# Purple monitor?



## Elidicious

yesterday, suddenly everything in my desktop turned purple...every color was purple ..
i restarted my comp. several times, but the problem persisted.
actually, i've been leaving my computer on for 1 week, (168 hours on), and i had no screen saver enable, and no "self-turning-off monitor" from Power Options in Control panel.
yesterday evening i turned my computer off after a week..., and left it off for 12 hours, and today everything was ok. 
at first i thought there was something wrong with my graphic card, then with the monitor....but today everything was ok.
do you think it was because of being on for  a week??


----------



## douche

What kind of monitor? LCD or CRT? What graphic card do you have? Onboard, PCI-E, or AGP? We need to know these things before we can find out the problem.....


----------



## Elidicious

just to clarify, everything is ok now. i just wanted to know where it came from.
mine is LCD, nvidia 312 mb, agp or pci are terms i don't understand.
actually i was asking a friend of mine who deals with computers and he told me that LCD screens, have got liquid crystals which become solids when heated up..and they are converted into different colors..which may be purple, white or anything.
so it's better to either use a screen saver or enable 'self-turning-off' which is NOT the same to pressing the button of monitor.(as i used to do for this whole week).

any other thought? where to find if mine is AGP or PCI-E, btw?


----------



## Elidicious

i was looking through my system information and i guess it's PCI supported by Gigabye technology motherboards .

am i making sense ? Lol


----------



## douche

You probably have a PCI Express (PCI-E) video card, then. My advice is to turn OFF your monitor, if you plan to keep your PC on. That means NO screen-saver, or "self-turning off" mode either. Just press the OFF button on your LCD when you leave your pc. That way the liquid Crystals will NOT overheat or distort.


----------



## Elidicious

ok. what about sleep mode? there's this key on my keyboard which turns my computer to sleep mode .
would that be ok?


----------



## douche

AFAIK, that key is like Standby, so NO, as it puts BOTH the computer & monitor in that mode.


----------



## Pathias

I know this might sound silly, but it's usually the type of thing people overlook when working with monitors. Check the cable going into your video card and make sure it is secured. Sometimes when a cable is loose or not screwed in all the way, it will cause the screen to turn different colors (green, purple, red).

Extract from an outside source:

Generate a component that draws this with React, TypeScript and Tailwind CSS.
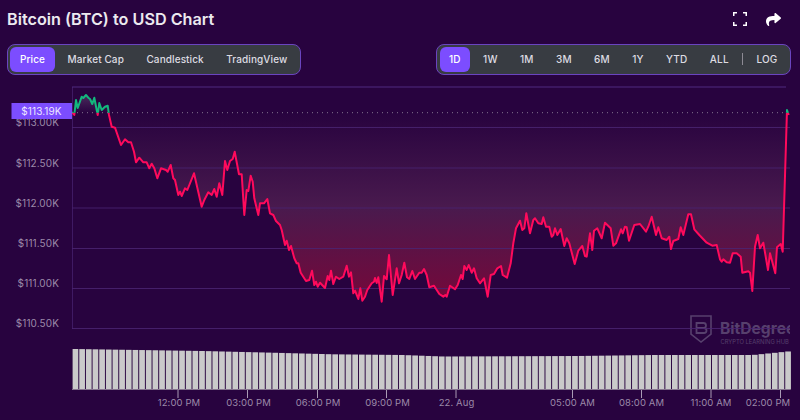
import { FaShare } from "react-icons/fa";

const line: number[][] = [
  [72, 112], [74.3, 115], [76, 100], [77.7, 108], [81.7, 96.7], [83.3, 98], [86, 95], [88.3, 97.7], [90, 99], [92.3, 104],
  [94.3, 97.7], [96.7, 110], [97.7, 115], [99.3, 103], [101.7, 110], [105, 106.7], [107.7, 105.7], [109, 115], [111.7, 126.7], [115, 127.7],
  [121, 145], [125, 139.3], [128.3, 142.3], [131, 142.3], [134, 151.7], [136, 162.3], [139.3, 157.7], [143.3, 162.3], [146.7, 162.3], [149.3, 168.3],
  [151.7, 163.7], [154.3, 168.3], [157.3, 178.3], [161, 168.3], [166, 170], [167.7, 171.7], [170.7, 165], [173.3, 178.3], [175, 180], [178.3, 195],
  [180, 191.7], [181.7, 196], [185, 188.3], [187.3, 190], [194, 173.3], [201.7, 206.7], [204.3, 200], [208.3, 192.3], [211.7, 195], [214.3, 189],
  [216.7, 196.7], [219.3, 183.3], [222.3, 195], [225, 161], [227.3, 170], [230, 161], [232.7, 159], [234.7, 151.7], [239, 174.3], [241.7, 174.3],
  [244.3, 215], [246.7, 190], [248.3, 191], [250.7, 175.7], [252.7, 181.7], [254.3, 198.3], [258.3, 215], [260, 203.3], [264, 203.3], [267.3, 199],
  [270, 213.3], [273.3, 215], [276, 221], [280, 225], [281.7, 230], [285, 245], [286.7, 240.7], [289, 250], [291, 246], [294.3, 258.3],
  [296.7, 263.3], [298.3, 263.3], [300.7, 272.7], [306, 281], [309.3, 280], [312, 270.7], [314.3, 285], [316, 281.7], [317.7, 286.7], [320, 282.7],
  [325, 288], [327.7, 276], [329.3, 280], [331, 270.7], [333.3, 284], [336, 276.7], [339.3, 279], [343.3, 276.7], [346.7, 265.7], [349, 276.7],
  [351, 272.3], [353.3, 293.3], [355, 290.7], [358.3, 299], [360.3, 288.3], [362.3, 300.7], [365, 296.7], [367.3, 290], [371.7, 283.3], [374, 281.7],
  [375, 278], [376.7, 283], [378.3, 277.3], [381.7, 301.7], [384, 276], [386.7, 279.3], [389, 255], [392.7, 295], [396.7, 268.3], [399, 283.3],
  [401.7, 275], [404.3, 262.7], [407, 277.3], [409.3, 279], [412.3, 271], [415, 279], [419.3, 272.7], [421.7, 272.7], [424, 269], [426.7, 275],
  [429.3, 287.3], [434, 285.7], [439.3, 294], [443.3, 296.7], [445.3, 295], [446.7, 296.7], [450, 285.7], [455, 289.3], [457.7, 285], [461, 275],
  [462.7, 279], [464.3, 266], [466.7, 270], [468.7, 265], [471.7, 272.7], [474, 268.3], [476.7, 278.3], [480, 283.3], [484, 278.3], [487.7, 296.7],
  [490.7, 275], [494, 274], [497.3, 268.3], [501, 266], [502.7, 275], [507, 277.7], [510.7, 263.3], [513.3, 243.3], [516, 228.3], [520, 220.7],
  [522.3, 230], [524.3, 228.3], [526.3, 213.3], [530, 233.3], [533.3, 220], [535, 218.3], [538.3, 223.3], [541.7, 224], [543.3, 217.3], [546, 226.7],
  [549.3, 226.7], [551.7, 236.7], [553.3, 235], [555, 228.3], [557.3, 235], [560.7, 229], [564.3, 246], [566.7, 238.3], [569.3, 243.3], [574.7, 264],
  [578.3, 250.7], [582.3, 246], [585, 256], [586.7, 256.7], [590, 233.3], [592.3, 250], [594, 230.7], [597.3, 228.3], [601.7, 238.3], [605, 222.7],
  [610.7, 228.3], [613.3, 245.7], [616, 243.3], [621, 229.3], [622.7, 233.3], [625, 226.7], [626.7, 227.3], [629, 240.7], [634.3, 225], [640, 224],
  [646, 231.7], [648.3, 226.7], [651.7, 216.7], [656, 235], [658.3, 227.3], [661.7, 238.3], [666.7, 240], [669.3, 236.7], [671, 249], [673.3, 241],
  [678.3, 239], [680.7, 227.3], [683.3, 235], [688.3, 214.3], [691, 214.3], [694.3, 229.3], [699.3, 235], [706.7, 242.7], [712.3, 245.7], [716.7, 245],
  [720, 259.3], [721.7, 261.7], [723.3, 259.3], [726.7, 262.3], [730, 262.7], [732.7, 253.3], [736.7, 253.3], [740.7, 256.7], [742.3, 272.7], [748.3, 271.3],
  [750, 272.7], [752.3, 291], [755, 246.7], [757.7, 235], [760, 248.3], [763.3, 242.7], [768, 270], [770, 253.3], [775.3, 273.3], [777, 247.3],
  [780.7, 244], [782.7, 251.7], [787, 110], [788.7, 115],
];

const linePath = "M" + line.map((p) => p.join(" ")).join("L");
const areaPath = linePath + "L788.7 112.7L72 112.7Z";

const gridY = [127.5, 168, 208, 248.5, 288.5, 328.5];
const yLabels = ["$113.00K", "$112.50K", "$112.00K", "$111.50K", "$111.00K", "$110.50K"];
const xLabels: [number, number, string][] = [
  [178, 179, "12:00 PM"],
  [247.5, 248.5, "03:00 PM"],
  [317.5, 318, "06:00 PM"],
  [386.5, 387.5, "09:00 PM"],
  [456, 456.5, "22. Aug"],
  [572.5, 572.5, "05:00 AM"],
  [641.5, 641.5, "08:00 AM"],
  [711, 711, "11:00 AM"],
  [780.5, 768, "02:00 PM"],
];

// top edge of the volume bars along x
const volumeTop = (x: number) => {
  const stops = [[72, 349], [136, 350], [200, 351], [270, 352.7], [330, 354.3], [400, 355], [440, 356.5], [575, 356], [650, 355], [750, 355], [770, 353], [790, 351]];
  for (let i = 1; i < stops.length; i++) {
    if (x <= stops[i][0]) {
      const [x0, y0] = stops[i - 1];
      const [x1, y1] = stops[i];
      return y0 + ((x - x0) / (x1 - x0)) * (y1 - y0);
    }
  }
  return 351;
};
const bars = Array.from({ length: 108 }, (_, i) => 72.6 + i * 6.66);

const Tab = ({ label, active, wide }: { label: string; active?: boolean; wide?: boolean }) => (
  <button
    className={`h-[25px] rounded-[6px] text-[10px] font-medium ${wide ? "px-[10px] tracking-[0.1px]" : "px-[9px] tracking-[0.2px]"} ${active ? "bg-[#7c4dff] text-white" : "text-[#dedce2]"}`}
  >
    {label}
  </button>
);

const App = () => {
  return (
    <div className="w-[800px] h-[420px] overflow-hidden bg-[#28033f] font-['Inter',sans-serif]">
      <div className="flex items-center justify-between h-[38px] pl-[7px] pr-[19px]">
        <h1 className="text-[16.2px] font-semibold text-[#ece9ef]">Bitcoin (BTC) to USD Chart</h1>
        <div className="flex items-center gap-[19px]">
          <svg width="14" height="14" viewBox="0 0 14 14" fill="none" stroke="#fff" strokeWidth="1.5">
            <path d="M.75 4V.75H4M10 .75h3.25V4M13.25 10v3.25H10M4 13.25H.75V10" />
          </svg>
          <FaShare size={15} color="#fff" />
        </div>
      </div>
      <div className="flex items-center justify-between h-[32px] mt-[5px] pl-[6.5px] pr-[9.5px]">
        <div className="flex items-center gap-[2.5px] h-[31px] px-[2.5px] rounded-[8px] border border-[#6a45c0] bg-[#383c42]">
          <Tab label="Price" active wide />
          <Tab label="Market Cap" wide />
          <Tab label="Candlestick" wide />
          <Tab label="TradingView" wide />
        </div>
        <div className="flex items-center gap-[4.3px] h-[31px] px-[3px] rounded-[8px] border border-[#6a45c0] bg-[#383c42]">
          <Tab label="1D" active />
          <Tab label="1W" />
          <Tab label="1M" />
          <Tab label="3M" />
          <Tab label="6M" />
          <Tab label="1Y" />
          <Tab label="YTD" />
          <Tab label="ALL" />
          <div className="w-px h-[12px] bg-[#8d8a94]" />
          <Tab label="LOG" />
        </div>
      </div>
      <svg width="800" height="345" viewBox="0 75 800 345" className="block">
        <defs>
          <linearGradient id="area" gradientUnits="userSpaceOnUse" x1="0" y1="113" x2="0" y2="300">
            <stop offset="0" stopColor="#28033f" />
            <stop offset="0.5" stopColor="#491a4e" />
            <stop offset="1" stopColor="#75083a" />
          </linearGradient>
          <linearGradient id="areaUp" gradientUnits="userSpaceOnUse" x1="0" y1="95" x2="0" y2="113">
            <stop offset="0" stopColor="#4a2a5c" />
            <stop offset="1" stopColor="#28033f" />
          </linearGradient>
          <clipPath id="below">
            <rect x="60" y="112.7" width="740" height="200" />
          </clipPath>
          <clipPath id="above">
            <rect x="60" y="80" width="740" height="32.7" />
          </clipPath>
          <clipPath id="logo">
            <rect x="680" y="310" width="110" height="40" />
          </clipPath>
        </defs>

        {/* watermark */}
        <g clipPath="url(#logo)" className="fill-[#57406d]">
          <path d="M691 316h20v18l-10 8-10-8z" fill="none" stroke="#57406d" strokeWidth="1.6" />
          <path
            d="M696.5 323h7a2.2 2.2 0 0 1 0 5h-7zM696.5 328h7.5a2.5 2.5 0 0 1 0 5h-7.5z"
            fill="none"
            stroke="#57406d"
            strokeWidth="1.8"
          />
          <text x="720" y="334" className="text-[15.6px] font-bold">BitDegree</text>
          <text x="720.5" y="344" className="text-[5.8px]">CRYPTO LEARNING HUB</text>
        </g>

        <path d={areaPath} fill="url(#area)" clipPath="url(#below)" />
        <path d={areaPath} fill="url(#areaUp)" clipPath="url(#above)" />

        <path d="M72.5 87V329" stroke="#3f1a63" />
        <path d="M72 87H786" stroke="#4e2a80" />
        {gridY.map((y) => (
          <path key={y} d={`M72 ${y}H790`} stroke="#4a2472" strokeWidth={y === 328.5 ? 1 : 1.2} strokeOpacity="0.85" />
        ))}
        {yLabels.map((t, i) => (
          <text key={t} x="59" y={gridY[i] - 1.2} textAnchor="end" className="fill-[#9c8aa9] text-[10px] tracking-[0.1px]">
            {t}
          </text>
        ))}

        <path d="M72 112.7H788" stroke="#85768f" strokeDasharray="1 4" />

        <path d={linePath} fill="none" stroke="#ff0a5c" strokeWidth="2" strokeLinejoin="round" clipPath="url(#below)" />
        <path d={linePath} fill="none" stroke="#13b77d" strokeWidth="2" strokeLinejoin="round" clipPath="url(#above)" />

        {/* price tag */}
        <rect x="11.5" y="103" width="60.5" height="16" fill="#7c4dff" />
        <text x="41.5" y="114.7" textAnchor="middle" className="fill-[#ece6ff] text-[10px] tracking-[0.1px]">
          $113.19K
        </text>

        {/* volume */}
        {bars.map((x) => (
          <rect key={x} x={x} y={volumeTop(x)} width="5.7" height={389.5 - volumeTop(x)} fill="#cacaca" />
        ))}
        <path d="M72 389.5H790" stroke="#86748f" />

        {xLabels.map(([tick, x, t]) => (
          <g key={t}>
            <path d={`M${tick} 390V398`} stroke="#a99bb5" />
            <text x={x} y="406" textAnchor="middle" className="fill-[#9c8aa9] text-[9.5px] tracking-[0.1px]">
              {t}
            </text>
          </g>
        ))}
      </svg>
    </div>
  );
};

export default App;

Also, try lifting the cable if it is secure.


----------



## Elidicious

today ...it happened again...the screen turned purple..
the fact is that i've been turning it off these nights. ...and haven't left it 24 hours on.
today, i've been working on it for 5 hours(which is not a big deal) and suddenly the screen went purple!!!!!! 
i got the monitor and connected it to my cousin's PC and the monitor was OK!!!  so...the first thing that came to my mind was the graphic card.
now that i reconnected it to my computer, everything's OK again!.
isn't that strange???
another thing i'm thinking of, is the cable singal. *my minotor's cable has a white field* and *it fits into 2 places* behind my PC.(one with blue field and the other with white field). i've been placing the cable in the blue-field place...
so i hope this blue field has been the reason!  i don't wanna put it back to the blue field..though.lol..(just to try if that was the real reason)


----------



## Intel_man

Have you tried using a different monitor to test this problem? If it keeps on happening on the other monitor, it's your video card.


----------



## Elidicious

no i haven't tried a different monitor, but once it does the same problem again, i'll try ti that way.


----------



## Elidicious

ok...the problem happened again.
i guess i need to take my pc to the store i bought it.


----------



## Elidicious

here's a screen shot of what it looks like.
pictures:
http://i39.tinypic.com/2qth4kz.jpg
http://i42.tinypic.com/9rrpfq.jpg

look at purple shades
http://i39.tinypic.com/6ogyn8.jpg
http://i40.tinypic.com/2h49p8n.jpg
http://i42.tinypic.com/34zn40o.jpg

so i think it has to do with the graphic card. and what may be wrong with it?


----------



## Elidicious

i guess my computer is in an alarm state. i was running the speed fan and see what's going on :O

http://i42.tinypic.com/oucxsk.jpg


----------



## Dipanjan

*desktop turning purple*

The same thing is happening in my computer for the last 3 weeks. Suddenly everything is turning purple and later on turning back to normal color after 4/5 minutes. I searched for the reason in yahoo group forum and they replied, it might be happening due to graphic card and also advised me to upgrade it. I had an intel graphic card and thereafter I upgraded it too from internet. But the problem persists. I do not know what is causing it, 

If you can suggest anything.

thank you in advance.


----------



## Dipanjan

Dear Elidicious, 
I have gone through your screenshots and they are exactly similar looking to what my screen is sometimes turning into. I do not think this problem has any bearing with the type of monitor. I have a CRT monitor and do not run my computer for long time so the question of warming up of liquid crystal does not arise. 
Previously I had gone through malfunctioning of fan problem and warming up owing to that. The obvious result was a complete shut down but never encountered such a purple problem.


----------



## Dipanjan

Dear Elidicious, 
Coincidentally, I also have a LG monitor. Is there any relation to the brand?


----------